→ **WORK INSTRUCTIONS**:
How many of the lines here include "this"? Answer with a single number.
- - - - -
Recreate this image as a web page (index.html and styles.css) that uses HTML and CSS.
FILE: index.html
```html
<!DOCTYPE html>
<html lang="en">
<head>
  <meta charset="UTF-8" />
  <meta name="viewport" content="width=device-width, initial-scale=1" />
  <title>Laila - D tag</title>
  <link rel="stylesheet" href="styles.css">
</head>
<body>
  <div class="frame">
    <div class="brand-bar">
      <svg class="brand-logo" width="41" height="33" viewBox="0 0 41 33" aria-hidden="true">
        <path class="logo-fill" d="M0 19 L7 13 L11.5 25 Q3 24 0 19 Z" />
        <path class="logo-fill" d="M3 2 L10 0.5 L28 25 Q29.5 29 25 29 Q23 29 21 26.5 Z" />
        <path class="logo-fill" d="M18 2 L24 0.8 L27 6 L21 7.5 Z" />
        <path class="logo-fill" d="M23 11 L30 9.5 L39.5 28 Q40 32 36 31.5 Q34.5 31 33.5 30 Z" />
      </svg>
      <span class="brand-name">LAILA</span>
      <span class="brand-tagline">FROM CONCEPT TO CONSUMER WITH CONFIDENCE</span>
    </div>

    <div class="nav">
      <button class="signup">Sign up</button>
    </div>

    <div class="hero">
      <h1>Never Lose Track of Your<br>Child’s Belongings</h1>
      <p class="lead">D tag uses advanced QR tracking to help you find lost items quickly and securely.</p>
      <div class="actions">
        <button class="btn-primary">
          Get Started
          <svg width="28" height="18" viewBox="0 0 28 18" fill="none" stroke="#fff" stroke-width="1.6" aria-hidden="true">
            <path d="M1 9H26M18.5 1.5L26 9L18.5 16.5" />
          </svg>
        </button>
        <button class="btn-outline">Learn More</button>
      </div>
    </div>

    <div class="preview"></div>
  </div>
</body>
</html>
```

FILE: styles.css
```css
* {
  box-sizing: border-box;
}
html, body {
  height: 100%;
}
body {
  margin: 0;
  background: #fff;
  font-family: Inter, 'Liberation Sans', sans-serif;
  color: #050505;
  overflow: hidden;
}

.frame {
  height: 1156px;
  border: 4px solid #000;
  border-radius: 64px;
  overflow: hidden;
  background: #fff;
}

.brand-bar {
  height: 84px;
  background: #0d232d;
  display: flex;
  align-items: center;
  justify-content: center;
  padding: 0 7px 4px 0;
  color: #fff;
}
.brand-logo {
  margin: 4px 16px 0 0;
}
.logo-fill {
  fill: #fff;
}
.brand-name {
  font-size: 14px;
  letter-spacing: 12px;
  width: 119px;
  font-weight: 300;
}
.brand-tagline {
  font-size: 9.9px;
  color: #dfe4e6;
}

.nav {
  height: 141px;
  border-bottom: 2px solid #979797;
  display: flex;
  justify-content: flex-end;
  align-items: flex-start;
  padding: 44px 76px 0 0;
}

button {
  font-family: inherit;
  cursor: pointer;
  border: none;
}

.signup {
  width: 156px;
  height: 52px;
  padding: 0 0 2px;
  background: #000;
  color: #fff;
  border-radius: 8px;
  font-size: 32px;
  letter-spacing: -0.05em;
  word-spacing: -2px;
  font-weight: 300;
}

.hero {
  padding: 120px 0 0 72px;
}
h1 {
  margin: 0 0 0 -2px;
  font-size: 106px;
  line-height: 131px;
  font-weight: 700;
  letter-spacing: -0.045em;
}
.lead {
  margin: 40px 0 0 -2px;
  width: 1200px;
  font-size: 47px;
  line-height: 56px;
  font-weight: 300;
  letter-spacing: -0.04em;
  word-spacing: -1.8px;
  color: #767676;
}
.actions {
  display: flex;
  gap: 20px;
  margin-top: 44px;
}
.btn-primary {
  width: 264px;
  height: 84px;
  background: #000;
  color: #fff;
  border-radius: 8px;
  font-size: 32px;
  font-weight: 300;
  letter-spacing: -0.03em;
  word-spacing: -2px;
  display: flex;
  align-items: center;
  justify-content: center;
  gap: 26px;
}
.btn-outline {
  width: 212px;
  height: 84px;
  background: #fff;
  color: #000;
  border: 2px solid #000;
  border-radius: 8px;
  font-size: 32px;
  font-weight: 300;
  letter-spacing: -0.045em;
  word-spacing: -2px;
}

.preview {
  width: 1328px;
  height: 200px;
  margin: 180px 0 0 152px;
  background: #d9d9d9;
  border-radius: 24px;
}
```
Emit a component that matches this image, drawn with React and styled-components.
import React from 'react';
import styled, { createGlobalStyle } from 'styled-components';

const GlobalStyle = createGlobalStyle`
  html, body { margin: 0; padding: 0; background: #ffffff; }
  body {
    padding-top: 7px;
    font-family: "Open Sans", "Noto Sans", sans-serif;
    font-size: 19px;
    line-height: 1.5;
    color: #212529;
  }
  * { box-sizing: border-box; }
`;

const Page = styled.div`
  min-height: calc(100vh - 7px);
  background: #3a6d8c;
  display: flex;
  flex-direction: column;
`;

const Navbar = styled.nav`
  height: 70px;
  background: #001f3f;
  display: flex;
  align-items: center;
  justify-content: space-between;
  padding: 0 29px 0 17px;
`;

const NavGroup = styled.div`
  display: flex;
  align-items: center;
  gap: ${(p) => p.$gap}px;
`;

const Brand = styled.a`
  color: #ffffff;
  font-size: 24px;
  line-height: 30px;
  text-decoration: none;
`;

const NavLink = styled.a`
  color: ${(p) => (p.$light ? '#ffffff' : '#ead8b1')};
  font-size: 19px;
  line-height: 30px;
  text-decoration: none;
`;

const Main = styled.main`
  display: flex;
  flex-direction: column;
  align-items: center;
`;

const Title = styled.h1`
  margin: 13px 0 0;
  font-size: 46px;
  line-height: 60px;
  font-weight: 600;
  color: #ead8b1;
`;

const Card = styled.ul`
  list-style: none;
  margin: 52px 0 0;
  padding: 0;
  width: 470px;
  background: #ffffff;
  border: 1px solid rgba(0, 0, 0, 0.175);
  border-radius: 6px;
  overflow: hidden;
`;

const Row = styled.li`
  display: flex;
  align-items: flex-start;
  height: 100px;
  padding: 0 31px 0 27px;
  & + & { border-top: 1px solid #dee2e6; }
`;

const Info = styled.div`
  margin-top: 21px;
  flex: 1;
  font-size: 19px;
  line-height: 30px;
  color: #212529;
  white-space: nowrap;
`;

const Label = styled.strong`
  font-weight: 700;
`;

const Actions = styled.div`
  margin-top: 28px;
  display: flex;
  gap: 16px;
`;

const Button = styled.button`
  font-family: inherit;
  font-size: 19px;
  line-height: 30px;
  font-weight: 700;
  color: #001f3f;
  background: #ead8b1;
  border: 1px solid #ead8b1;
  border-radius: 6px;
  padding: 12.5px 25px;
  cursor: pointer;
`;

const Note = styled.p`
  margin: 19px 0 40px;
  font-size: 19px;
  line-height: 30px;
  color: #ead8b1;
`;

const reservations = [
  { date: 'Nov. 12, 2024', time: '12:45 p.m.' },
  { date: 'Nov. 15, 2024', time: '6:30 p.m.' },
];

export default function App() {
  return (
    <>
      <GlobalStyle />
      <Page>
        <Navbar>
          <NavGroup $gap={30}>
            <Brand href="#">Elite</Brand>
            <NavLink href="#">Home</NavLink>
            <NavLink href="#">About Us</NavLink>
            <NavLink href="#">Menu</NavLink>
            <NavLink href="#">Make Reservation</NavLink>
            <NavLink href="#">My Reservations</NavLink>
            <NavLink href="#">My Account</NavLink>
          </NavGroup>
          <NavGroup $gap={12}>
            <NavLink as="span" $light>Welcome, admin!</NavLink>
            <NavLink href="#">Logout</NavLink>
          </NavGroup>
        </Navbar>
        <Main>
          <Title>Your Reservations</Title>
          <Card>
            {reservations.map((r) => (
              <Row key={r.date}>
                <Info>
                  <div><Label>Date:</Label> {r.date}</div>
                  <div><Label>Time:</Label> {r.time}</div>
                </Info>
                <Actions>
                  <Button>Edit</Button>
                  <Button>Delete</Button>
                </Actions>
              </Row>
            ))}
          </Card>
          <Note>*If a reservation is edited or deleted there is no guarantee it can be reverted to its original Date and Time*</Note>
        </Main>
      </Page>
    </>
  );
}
- - - - -
→ **THE RESULT**:
2